For extinct life, the rover’s cameras allow the team to search out cast fossils and trace fossils.
“Cast fossils are what you usually think of when you think about a fossil, the actual shape of the organism petrified into rock,” Tull continued explaining ASTRA’s four missions. “Trace fossils are other things that organisms leave behind, such as footprints or nests.”
Primarily manually operated, ASTRA is also able to autonomously drive to Global Positioning System (GPS) waypoints over flat terrain using an onboard GPS sensor and magnetometer to drive to coordinates.
The team faced several design challenges, the main arm’s dexterity was one of them.
Advised by Dr. Gang Wang, an associate professor of mechanical and aerospace engineering, and Dr. Richard Tantaris, a mechanical and aerospace engineering lecturer, the SHC team is working to enable the rover to detect obstacles in its path so it can operate autonomously on rougher terrain.

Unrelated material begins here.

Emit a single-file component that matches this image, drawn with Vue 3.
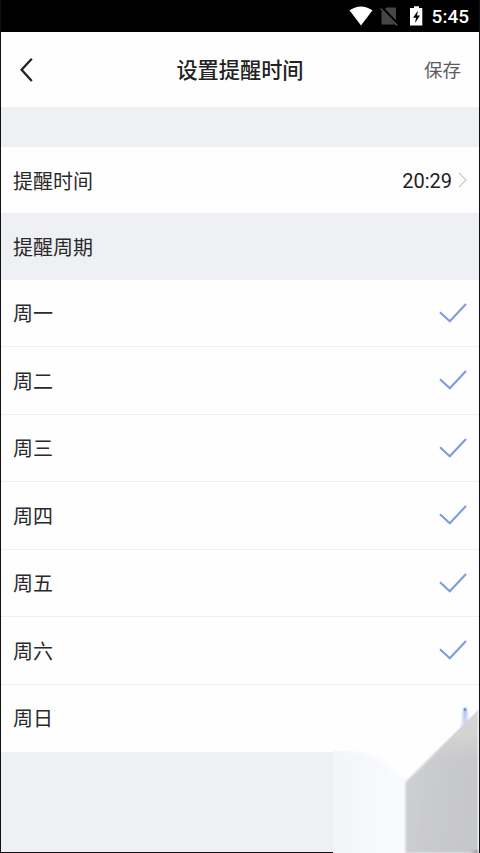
<script setup>
const days = ['周一', '周二', '周三', '周四', '周五', '周六', '周日']
</script>

<template>
  <div class="screen">
    <header class="status">
      <svg class="status-icons" width="78" height="32" viewBox="0 0 78 32">
        <path d="M0.5 10.3Q12 2.5 23.5 10.3L12 25.5Z" fill="#fff" />
        <path d="M37.5 7.5H47V24.5H32.5V12.5Z" fill="#464646" />
        <path d="M32.8 8L49 25" stroke="#000" stroke-width="3.4" />
        <path d="M31.5 8.5L48.3 25.5" stroke="#555" stroke-width="1.4" />
        <path d="M65 6.3H70V8H73.3V25.5H61V8H65Z" fill="#fff" />
        <path d="M69 10.5L64 17.8H67L66 23L71 15.6H68Z" fill="#000" />
      </svg>
      <span class="clock">5:45</span>
    </header>

    <nav class="bar">
      <svg class="back" width="14" height="26" viewBox="0 0 14 26">
        <path d="M12.8 1.7L2.6 12.8L12.8 24" fill="none" stroke="#222" stroke-width="2.3" />
      </svg>
      <h1 class="title">设置提醒时间</h1>
      <span class="save">保存</span>
    </nav>

    <div class="gap"></div>

    <div class="time-row">
      <span class="label">提醒时间</span>
      <span class="time">20:29</span>
      <svg class="chevron" width="9" height="16" viewBox="0 0 9 16">
        <path d="M1 1L8 8L1 15" fill="none" stroke="#ccc" stroke-width="1.3" />
      </svg>
    </div>

    <div class="section"><span class="label">提醒周期</span></div>

    <ul class="days">
      <li v-for="(day, i) in days" :key="day" class="day">
        <span class="label">{{ day }}</span>
        <svg v-if="i < days.length - 1" class="check" width="28" height="20" viewBox="0 0 28 20">
          <path d="M1 9.3L10.8 18.3L27 1" fill="none" stroke="#7e9bdb" stroke-width="2.1" />
        </svg>
      </li>
    </ul>

    <div class="bottom-edge"></div>

    <svg class="corner" width="159" height="163" viewBox="0 0 159 163">
      <defs>
        <linearGradient id="haze" x1="0" y1="0" x2="1" y2="0">
          <stop offset="0" stop-color="#f3f4f8" />
          <stop offset="0.25" stop-color="#f7f8fc" />
          <stop offset="0.5" stop-color="#fafbff" />
          <stop offset="1" stop-color="#fbfcff" />
        </linearGradient>
        <linearGradient id="fold" x1="0" y1="0" x2="1" y2="0.25">
          <stop offset="0" stop-color="#cfd0d3" />
          <stop offset="0.55" stop-color="#c9cacd" />
          <stop offset="1" stop-color="#c6c7ca" />
        </linearGradient>
        <linearGradient id="foldTop" x1="0" y1="0" x2="0" y2="1">
          <stop offset="0" stop-color="#d5d5d5" />
          <stop offset="0.45" stop-color="#d3d3d3" />
          <stop offset="1" stop-color="#d0d0d2" stop-opacity="0" />
        </linearGradient>
        <linearGradient id="tick" x1="0" y1="0" x2="0" y2="1">
          <stop offset="0" stop-color="#8fabe8" />
          <stop offset="0.35" stop-color="#b9cdf6" />
          <stop offset="1" stop-color="#e2ebff" />
        </linearGradient>
        <filter id="soft" x="-50%" y="-20%" width="200%" height="140%">
          <feGaussianBlur stdDeviation="0.8" />
        </filter>
        <filter id="edge" x="-20%" y="-20%" width="140%" height="140%">
          <feGaussianBlur stdDeviation="2" />
        </filter>
      </defs>
      <rect x="13" y="61" width="146" height="102" fill="url(#haze)" />
      <path d="M10 55L28 61C47 61 58 66 66 75C73 82 79 84 86 90H110V50Z" fill="#fefefe" filter="url(#edge)" />
      <path d="M143.5 18H146.5L149 38L141 40Z" fill="url(#tick)" filter="url(#soft)" />
      <circle cx="145" cy="19.5" r="1.2" fill="#6680c4" />
      <path d="M85.5 92L159 20V163H85.5Z" fill="url(#fold)" filter="url(#soft)" />
      <path d="M104 74L158 21V74Z" fill="url(#foldTop)" />
      <path d="M158.3 22V162" stroke="#f2f2f2" stroke-width="1.3" />
      <path d="M150 163L158 160V163Z" fill="#8e8e90" filter="url(#soft)" />
    </svg>
  </div>
</template>

<style>
body {
  margin: 0;
  background: #000;
}
</style>

<style scoped>
.screen {
  position: relative;
  box-sizing: border-box;
  width: 480px;
  height: 853px;
  overflow: hidden;
  border: solid #111114;
  border-width: 0 1px;
  background: #eff0f4;
  color: #2a2a2c;
  font: 20px/30px Roboto, "Noto Sans CJK SC", sans-serif;
}
.status {
  display: flex;
  align-items: center;
  justify-content: flex-end;
  height: 32px;
  padding-right: 10px;
  background: #000;
}
.status-icons {
  margin-right: 5px;
}
.clock {
  padding-top: 1px;
  color: #fff;
  font-size: 19px;
  font-weight: 500;
}
.bar {
  display: grid;
  grid-template-columns: 1fr auto 1fr;
  align-items: center;
  box-sizing: border-box;
  height: 75px;
  padding: 0 18px;
  background: #fefefe;
}
.title {
  margin: 0;
  padding-top: 2px;
  color: #222;
  font-size: 21.2px;
  font-weight: 500;
}
.save {
  justify-self: end;
  padding-top: 2px;
  color: #5c5c5f;
  font-size: 18.5px;
}
.gap {
  height: 40px;
}
.time-row {
  display: flex;
  align-items: center;
  height: 66px;
  padding: 0 12px;
  background: #fefefe;
}
.label {
  padding-top: 3px;
}
.time {
  margin-left: auto;
  margin-right: 6px;
  padding-top: 1px;
  color: #222;
}
.section {
  display: flex;
  align-items: center;
  height: 66.5px;
  padding: 0 12px;
}
.days {
  margin: 0;
  padding: 0;
  list-style: none;
}
.day {
  display: flex;
  align-items: center;
  justify-content: space-between;
  box-sizing: border-box;
  height: 67.5px;
  padding: 0 12px;
  border-bottom: 1px solid #f0f0f1;
  background: #fefefe;
}
.day:last-child {
  border-bottom-color: #fefefe;
}
.bottom-edge {
  position: absolute;
  bottom: 0;
  left: 0;
  width: 332px;
  height: 1px;
  background: #111114;
}
.corner {
  position: absolute;
  right: 0;
  bottom: 0;
}
</style>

“Getting it to be so dexterous didn’t really take much fine tuning at all, it was basically that good from when we first turned it all on!” said electrical lead Thomas Bennett, a graduate student in aerospace systems. “That’s not to say we just got lucky though. We really did our homework when designing it. We selected components and designed it from the beginning to have the best balance of strength and dexterity.”
Tull said for her the most challenging part of developing the device was designing the biosensor module used to detect life.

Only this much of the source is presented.